Ethiopia gets non-permanent UN Security Council seat
Ethiopia is to be a non-permanent member of the UN Security Council for two years. The country may spread peace while on blue helmet missions abroad, but critics complain that political space at home is contracting.
The vote at the UN General Assembly electing Ethiopia as a non-permanent member of the UN Security Council turned out to be largely a formality because Ethiopia ran unopposed in its regional grouping. Africa heads of state and government had agreed on Ethiopia as a joint candidate at their summit in January, when Kenya and the Seychelles withdrew from the contest.
Ethiopia may have run unopposed but it still had to pick up two thirds of the votes cast in the 193-nation assembly. It was backed by numerous African states, including Rwanda whose candidacy Ehtiopia backed in 2013/2014, and by Brazil. Brazilian Foreign Minister Mauro Viera said Ethiopia “with its extensive experience in regional, African and global peacekeeping missions” could make “an immense contribution” to the UN Security Council.
Ethiopia’s participation and experience in peacekeeping in Africa was a trump card in its bid for a non-permanent seat on the Security Council. Its contingent of 8,000 troops – men and women – on peacekeeping duties is the largest in the world. (The official promotional literature says Ethiopia has the biggest number of female peacekeepers worldwide.)
As a founding member and host country of the Organization of African Unity (OAU), the precursor of the African Union (AU), Ethiopia is a major pillar in the continent’s peace and security architecture. Africa’s second most populous state also chairs the Intergovernmental Authority on Development (IGAD), mediating in conflicts on the Horn of Africa, most recently during the strenuous negotiations between the warring parties in South Sudan.
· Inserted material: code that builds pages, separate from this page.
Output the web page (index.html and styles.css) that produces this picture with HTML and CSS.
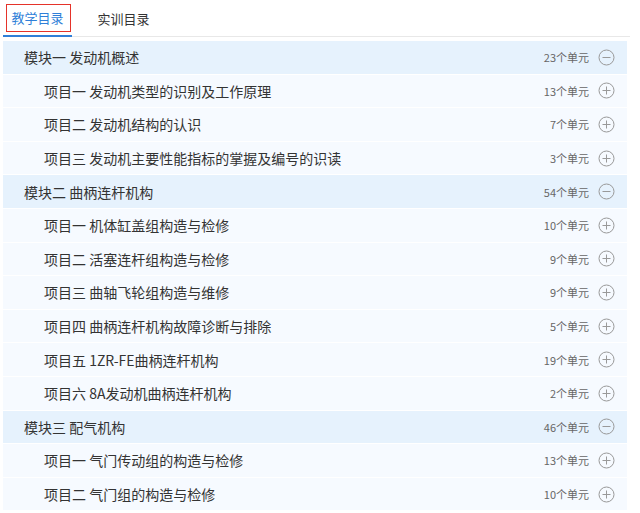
FILE: index.html
```html
<!DOCTYPE html>
<html lang="zh-CN">
<head>
    <meta charset="UTF-8">
    <meta name="viewport" content="width=device-width, initial-scale=1.0">
    <title>课程目录</title>
    <link rel="stylesheet" href="styles.css">
</head>
<body>

    <div class="catalog-box">
        <div class="tabs">
            <div class="tab active"><span class="tab-label">教学目录</span></div>
            <div class="tab"><span class="tab-label">实训目录</span></div>
        </div>

        <ul class="catalog">
            <li class="row module">
                <span class="title">模块一 发动机概述</span>
                <span class="count">23个单元</span>
                <svg class="toggle" viewBox="0 0 17 17"><circle cx="8.5" cy="8.5" r="7.5"/><line x1="4.5" y1="8.5" x2="12.5" y2="8.5"/></svg>
            </li>
            <li class="row item">
                <span class="title">项目一 发动机类型的识别及工作原理</span>
                <span class="count">13个单元</span>
                <svg class="toggle" viewBox="0 0 17 17"><circle cx="8.5" cy="8.5" r="7.5"/><line x1="4.5" y1="8.5" x2="12.5" y2="8.5"/><line x1="8.5" y1="4.5" x2="8.5" y2="12.5"/></svg>
            </li>
            <li class="row item">
                <span class="title">项目二 发动机结构的认识</span>
                <span class="count">7个单元</span>
                <svg class="toggle" viewBox="0 0 17 17"><circle cx="8.5" cy="8.5" r="7.5"/><line x1="4.5" y1="8.5" x2="12.5" y2="8.5"/><line x1="8.5" y1="4.5" x2="8.5" y2="12.5"/></svg>
            </li>
            <li class="row item">
                <span class="title">项目三 发动机主要性能指标的掌握及编号的识读</span>
                <span class="count">3个单元</span>
                <svg class="toggle" viewBox="0 0 17 17"><circle cx="8.5" cy="8.5" r="7.5"/><line x1="4.5" y1="8.5" x2="12.5" y2="8.5"/><line x1="8.5" y1="4.5" x2="8.5" y2="12.5"/></svg>
            </li>

            <li class="row module">
                <span class="title">模块二 曲柄连杆机构</span>
                <span class="count">54个单元</span>
                <svg class="toggle" viewBox="0 0 17 17"><circle cx="8.5" cy="8.5" r="7.5"/><line x1="4.5" y1="8.5" x2="12.5" y2="8.5"/></svg>
            </li>
            <li class="row item">
                <span class="title">项目一 机体缸盖组构造与检修</span>
                <span class="count">10个单元</span>
                <svg class="toggle" viewBox="0 0 17 17"><circle cx="8.5" cy="8.5" r="7.5"/><line x1="4.5" y1="8.5" x2="12.5" y2="8.5"/><line x1="8.5" y1="4.5" x2="8.5" y2="12.5"/></svg>
            </li>
            <li class="row item">
                <span class="title">项目二 活塞连杆组构造与检修</span>
                <span class="count">9个单元</span>
                <svg class="toggle" viewBox="0 0 17 17"><circle cx="8.5" cy="8.5" r="7.5"/><line x1="4.5" y1="8.5" x2="12.5" y2="8.5"/><line x1="8.5" y1="4.5" x2="8.5" y2="12.5"/></svg>
            </li>
            <li class="row item">
                <span class="title">项目三 曲轴飞轮组构造与维修</span>
                <span class="count">9个单元</span>
                <svg class="toggle" viewBox="0 0 17 17"><circle cx="8.5" cy="8.5" r="7.5"/><line x1="4.5" y1="8.5" x2="12.5" y2="8.5"/><line x1="8.5" y1="4.5" x2="8.5" y2="12.5"/></svg>
            </li>
            <li class="row item">
                <span class="title">项目四 曲柄连杆机构故障诊断与排除</span>
                <span class="count">5个单元</span>
                <svg class="toggle" viewBox="0 0 17 17"><circle cx="8.5" cy="8.5" r="7.5"/><line x1="4.5" y1="8.5" x2="12.5" y2="8.5"/><line x1="8.5" y1="4.5" x2="8.5" y2="12.5"/></svg>
            </li>
            <li class="row item">
                <span class="title">项目五 1ZR-FE曲柄连杆机构</span>
                <span class="count">19个单元</span>
                <svg class="toggle" viewBox="0 0 17 17"><circle cx="8.5" cy="8.5" r="7.5"/><line x1="4.5" y1="8.5" x2="12.5" y2="8.5"/><line x1="8.5" y1="4.5" x2="8.5" y2="12.5"/></svg>
            </li>
            <li class="row item">
                <span class="title">项目六 8A发动机曲柄连杆机构</span>
                <span class="count">2个单元</span>
                <svg class="toggle" viewBox="0 0 17 17"><circle cx="8.5" cy="8.5" r="7.5"/><line x1="4.5" y1="8.5" x2="12.5" y2="8.5"/><line x1="8.5" y1="4.5" x2="8.5" y2="12.5"/></svg>
            </li>

            <li class="row module">
                <span class="title">模块三 配气机构</span>
                <span class="count">46个单元</span>
                <svg class="toggle" viewBox="0 0 17 17"><circle cx="8.5" cy="8.5" r="7.5"/><line x1="4.5" y1="8.5" x2="12.5" y2="8.5"/></svg>
            </li>
            <li class="row item">
                <span class="title">项目一 气门传动组的构造与检修</span>
                <span class="count">13个单元</span>
                <svg class="toggle" viewBox="0 0 17 17"><circle cx="8.5" cy="8.5" r="7.5"/><line x1="4.5" y1="8.5" x2="12.5" y2="8.5"/><line x1="8.5" y1="4.5" x2="8.5" y2="12.5"/></svg>
            </li>
            <li class="row item">
                <span class="title">项目二 气门组的构造与检修</span>
                <span class="count">10个单元</span>
                <svg class="toggle" viewBox="0 0 17 17"><circle cx="8.5" cy="8.5" r="7.5"/><line x1="4.5" y1="8.5" x2="12.5" y2="8.5"/><line x1="8.5" y1="4.5" x2="8.5" y2="12.5"/></svg>
            </li>
        </ul>
    </div>

</body>
</html>
```

FILE: styles.css
```css
body {
    margin: 0;
    background-color: #fff;
    font-family: "Noto Sans CJK SC", "Microsoft YaHei", sans-serif;
    color: #333;
}
.catalog-box {
    width: 624px;
    margin-left: 3px;
}
.tabs {
    display: flex;
    height: 36px;
    border-bottom: 1px solid #e8e8e8;
    width: 627px;
}
.tab {
    display: flex;
    align-items: center;
    justify-content: center;
    width: 69px;
    height: 36px;
    margin-right: 17px;
    font-size: 13px;
    color: #333;
    box-sizing: border-box;
    padding-top: 1px;
}
.tab.active {
    color: #2f7fd8;
    border-bottom: 2px solid #2f7fd8;
    height: 37px;
    margin-bottom: -1px;
}
.tab.active .tab-label {
    border: 1px solid #e5332a;
    padding: 3px 6px 3px 4px;
    margin-top: -1px;
    margin-left: 2px;
    line-height: 20px;
}
.catalog {
    list-style: none;
    margin: 4px 0 0;
    padding: 0;
}
.row {
    display: flex;
    align-items: center;
    height: 32.6px;
    border-bottom: 1px solid #fff;
    padding-right: 12px;
}
.row.module {
    background-color: #e6f2fd;
    padding-left: 21px;
}
.row.item {
    background-color: #f6faff;
    padding-left: 41px;
}
.title {
    flex: 1;
    font-size: 14px;
    color: #333;
}
.count {
    font-size: 11px;
    color: #666;
    margin-right: 9px;
}
.toggle {
    width: 17px;
    height: 17px;
    fill: none;
    stroke: #999;
    stroke-width: 1;
}
```
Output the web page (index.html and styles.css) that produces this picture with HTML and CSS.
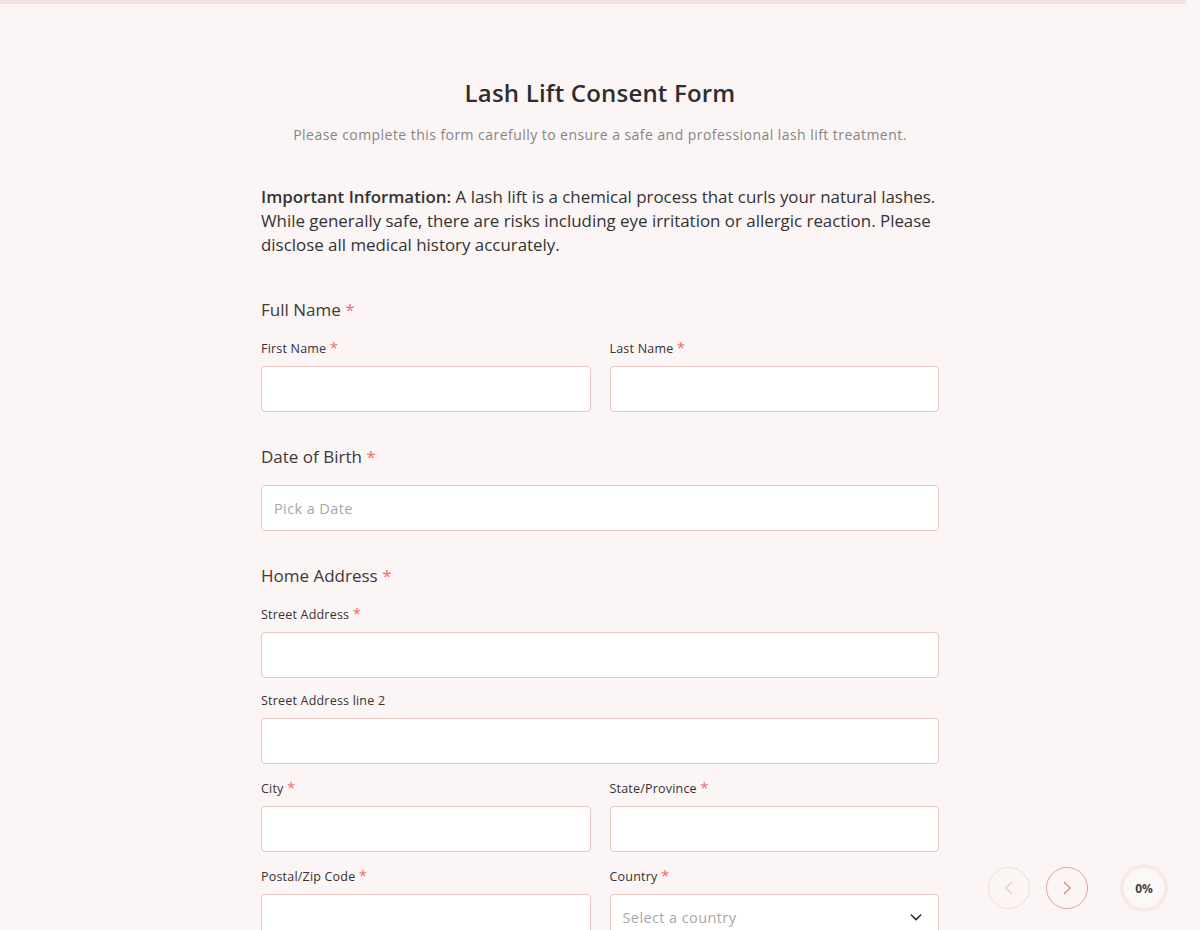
FILE: index.html
```html
<!DOCTYPE html>
<html lang="en">
<head>
    <meta charset="UTF-8">
    <meta name="viewport" content="width=device-width, initial-scale=1.0">
    <title>Lash Lift Consent Form</title>
    <link rel="stylesheet" href="styles.css">
</head>
<body>
    <div class="top-bar"></div>
    <div class="form-wrap">
        <h1 class="form-title">Lash Lift Consent Form</h1>
        <p class="form-subtitle">Please complete this form carefully to ensure a safe and professional lash lift treatment.</p>

        <p class="notice"><strong>Important Information:</strong> A lash lift is a chemical process that curls your natural lashes. While generally safe, there are risks including eye irritation or allergic reaction. Please disclose all medical history accurately.</p>

        <div class="group">
            <div class="group-label">Full Name <span class="req">*</span></div>
            <div class="row">
                <div class="field">
                    <label>First Name <span class="req">*</span></label>
                    <input type="text">
                </div>
                <div class="field">
                    <label>Last Name <span class="req">*</span></label>
                    <input type="text">
                </div>
            </div>
        </div>

        <div class="group">
            <div class="group-label">Date of Birth <span class="req">*</span></div>
            <input type="text" placeholder="Pick a Date">
        </div>

        <div class="group">
            <div class="group-label">Home Address <span class="req">*</span></div>
            <div class="field">
                <label>Street Address <span class="req">*</span></label>
                <input type="text">
            </div>
            <div class="field">
                <label>Street Address line 2</label>
                <input type="text">
            </div>
            <div class="row">
                <div class="field">
                    <label>City <span class="req">*</span></label>
                    <input type="text">
                </div>
                <div class="field">
                    <label>State/Province <span class="req">*</span></label>
                    <input type="text">
                </div>
            </div>
            <div class="row">
                <div class="field">
                    <label>Postal/Zip Code <span class="req">*</span></label>
                    <input type="text">
                </div>
                <div class="field">
                    <label>Country <span class="req">*</span></label>
                    <div class="select">
                        <span>Select a country</span>
                        <svg width="16" height="16" viewBox="0 0 24 24" fill="none" stroke="#333" stroke-width="2.6" stroke-linecap="round" stroke-linejoin="round"><path d="M5 9l7 7 7-7"/></svg>
                    </div>
                </div>
            </div>
        </div>
    </div>

    <div class="pager">
        <button class="nav-btn disabled">
            <svg width="20" height="20" viewBox="0 0 24 24" fill="none" stroke="currentColor" stroke-width="1.8" stroke-linecap="round" stroke-linejoin="round"><path d="M15 5.5l-7 6.5 7 6.5"/></svg>
        </button>
        <button class="nav-btn">
            <svg width="20" height="20" viewBox="0 0 24 24" fill="none" stroke="currentColor" stroke-width="1.8" stroke-linecap="round" stroke-linejoin="round"><path d="M9 5.5l7 6.5-7 6.5"/></svg>
        </button>
        <div class="progress">0%</div>
    </div>
</body>
</html>
```

FILE: styles.css
```css
body {
    margin: 0;
    padding: 0;
    background-color: #fcf5f5;
    font-family: "Open Sans", Arial, sans-serif;
    color: #333;
    overflow: hidden;
}
.top-bar {
    height: 4px;
    width: 1186px;
    background-color: #f3e2e2;
}
.form-wrap {
    width: 678px;
    margin: 0 auto;
    padding-top: 72px;
}
.form-title {
    margin: 0;
    text-align: center;
    font-size: 24px;
    font-weight: 600;
    letter-spacing: 0.2px;
    color: #2e2e2e;
    line-height: 34px;
}
.form-subtitle {
    margin: 15px 0 0;
    text-align: center;
    font-size: 14px;
    letter-spacing: 0.45px;
    color: #858585;
    line-height: 20px;
}
.notice {
    margin: 40px 0 0;
    font-size: 16.9px;
    line-height: 24px;
    color: #333;
}
.notice strong {
    font-weight: 600;
}
.group {
    margin-top: 33px;
}
.notice + .group {
    margin-top: 41px;
}
.group > :last-child {
    margin-bottom: 0;
}
.group-label {
    font-size: 17px;
    line-height: 24px;
    color: #3a3a3a;
    margin-bottom: 16px;
}
.req {
    color: #f06b6b;
}
.row {
    display: grid;
    grid-template-columns: 1fr 1fr;
    gap: 19px;
    margin-bottom: 14px;
}
.field {
    margin-bottom: 14px;
}
.row .field {
    margin-bottom: 0;
}
.field label {
    display: block;
    font-size: 12.5px;
    letter-spacing: 0.2px;
    line-height: 18px;
    color: #333;
    margin-bottom: 8px;
}
.field label .req {
    font-size: 15px;
}
.group-label .req {
    font-size: 17px;
}
input {
    display: block;
    box-sizing: border-box;
    width: 100%;
    height: 46px;
    border: 1px solid #e6c8c3;
    border-radius: 4px;
    background-color: #fff;
    padding: 0 12px;
    font-family: inherit;
    font-size: 14.5px;
    letter-spacing: 0.4px;
    color: #333;
    outline: none;
}
input::placeholder {
    color: #a8a8a8;
}
.select {
    box-sizing: border-box;
    height: 46px;
    border: 1px solid #e6c8c3;
    border-radius: 4px;
    background-color: #fff;
    padding: 0 14px 0 12px;
    display: flex;
    align-items: center;
    justify-content: space-between;
    font-size: 14.5px;
    letter-spacing: 0.4px;
    color: #a8a8a8;
}
.pager {
    position: fixed;
    right: 32px;
    bottom: 18px;
    display: flex;
    align-items: center;
}
.nav-btn {
    width: 42px;
    height: 42px;
    border-radius: 50%;
    border: 1.5px solid #dba89f;
    background: transparent;
    color: #d49a90;
    display: flex;
    align-items: center;
    justify-content: center;
    padding: 0;
    margin-right: 16px;
}
.nav-btn.disabled {
    border-color: #f3dcd8;
    color: #f0d2cc;
}
.progress {
    box-sizing: border-box;
    width: 48px;
    height: 48px;
    border-radius: 50%;
    border: 4px solid #f7ebe8;
    background-color: #fdf8f8;
    display: flex;
    align-items: center;
    justify-content: center;
    font-size: 12px;
    font-weight: 700;
    color: #444;
    margin-left: 16px;
}
```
Ethiopia and Liberia signed the UN Charter as founding members in 1945. Ethiopia has represented Africa at the Security Council twice in the past, the last time in 1989/90. It contributed troops to the UN in Korea in the 1950s and 60s (when 121 Ethiopian soldiers lost their lives over three years) and in the Congo. Ethiopia pursed its candidacy for 2017/18 with some vigor, it would have been disappointed if it had ended in failure.
Crackdown on dissent
Critics of Ethiopia says its participation in blue helmet missions in Liberia, Burundi, Somalia, Sudan, South Sudan and other conflict zones is considerably more successful than its efforts to create democracy and stability at home. The country, with a population of some 90 million, is run by an authoritarian regime. Journalists, human rights campaigners and opposition activists complain that the political space is contracting and that anti-terror legislation is being used to crack down on dissent.
The Ethiopian foreign ministry says it wishes to use its non-permanent seat on the Security Council to “promote peace and security through dialogue and peaceful conflict resolution.” This prompts the question why Ethiopia has been so belligerent in its recent border clashes and verbal exchanges with its neighbor Eritrea.
In the promotional literature for its candidacy, Ethiopia said it “wanted to expand the role of regional security deals.” So why then does Ethiopia ignore the ruling of the Boundary Commission defining its border with Eritrea?
Chatting with DW on Facebook on Tuesday, a number of Ethiopians spoke of the changes they hoped the Security Council seat would bring. “Perhaps there will be change within the country,” said Kibrom Tadesse. Nesta Worku is more pessismistic. “Which African country protects human rights or democracy? The UN Security Council can’t do anything about the African heads of state – they repress human rights.”
In his historic speech to the UN General Assembly in 1963, Ethiopian Emperor Haile Selassie said that “the Charter of the United Nations expresses the noblest aspirations of man” only to add that “these, too, are only words; their value depends wholly on our will to observe and honor them and give them content and meaning.”
More than 50 years later, Ethiopia is no longer an empire but one of Africa’s “lion states.” As such, it will be expected to demonstrate that “African solutions for African problems” really is a promise that can be kept, especially in the field of peace and security policy. There is one particular project which Ehtiopia is expected to nudge forward – the African Peace and Security Architecture – the main plank of which is a rapid reaction force based in Addis Ababa.